Personal Memoirs of a Residence of Thirty Years with the Indian Tribes on the American Frontiers eBook

This eBook from the Gutenberg Project consists of approximately 1,003 pages of information about Personal Memoirs of a Residence of Thirty Years with the Indian Tribes on the American Frontiers.

Personal Memoirs of a Residence of Thirty Years with the Indian Tribes on the American Frontiers eBook

This eBook from the Gutenberg Project consists of approximately 1,003 pages of information about Personal Memoirs of a Residence of Thirty Years with the Indian Tribes on the American Frontiers.

24th.  The standard of value with the Indians is various.  At this place, a beaver skin is the standard of computation in accounts.  When an Indian has made a purchase, he inquires, not how many dollars, but how many beaver skins he owes.  Farther south, where racoon skins are plenty, they become the standard.  Some years ago, desertion became so frequent at Chicago and other posts, that the commanding officer offered the customary reward to the Indians of the post, if they would secure the deserters.  Five persons went in pursuit, and brought in the men, for which they received a certificate for the amount.  They then divided the sum into five equal shares, and subdivided each share into its value in racoon skins.  It was not until this division was completed, and the number of skins ascertained, that they could, by any fixed standard of comparison, determine the reward which each had received.

25th.  It is stated in the newspapers that hacks of an axe were lately found in the central and solid parts of a large tree near Buffalo, which were supposed to have been made by La Salle’s party.  Other evidences of the early footsteps of Europeans on this continent have been mentioned.  A trammel was found in the solid substance of a tree in Onondaga.  A gun barrel in a similar position in the Wabash Valley.[40] Growing wood soon closes over articles left upon it, in the wilderness, where they are long undisturbed.

[Footnote 40:  Hon. R.W.  Thompson.]

27th.  Monedo is strictly a term belonging to the Indian mythology and necromancy, and is constantly used to indicate a spirit.  It has not the regular termination of the noun in win, and seems rather verbal in its aspect, and so far as we can decipher its meaning, mon is a syllable having a bad meaning generally, as in monaudud, &c.
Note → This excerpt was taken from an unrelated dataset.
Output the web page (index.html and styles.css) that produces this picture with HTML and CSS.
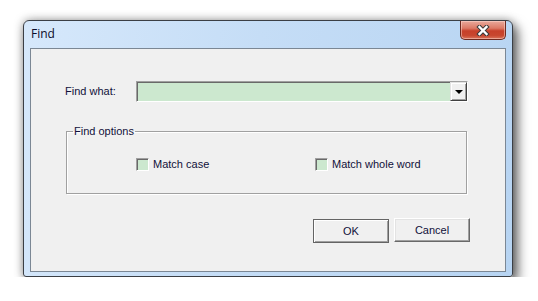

Edo may possibly be a derivation from ekedo, he speaks.

28th.  It is a year ago to-day since I visited the tomb of Washington, at Mount Vernon.  There were three representatives in Congress, in company.  We left the city of Washington in the morning, in a private carriage, and drove down in good season.  I looked about the tomb narrowly for some memento to bring away, and found some mineralogical fragments on the small mound over the tomb, which would bear the application of their book names.  On coming back through Alexandria, we dined at a public hotel, where, among other productions of the season, we had cucumbers.  What a contrast in climate to my present position!  Here, as the eyes search the fields, heaps of snow are still seen in shaded situations, and the ice still disfigures the bays and indentations of the shore in some places, as if it were animated with a determination to hold out against the power of the sun to the utmost.  Nature, however, indicates its great vernal throe.  White fish were first taken during the season, this day, which is rare.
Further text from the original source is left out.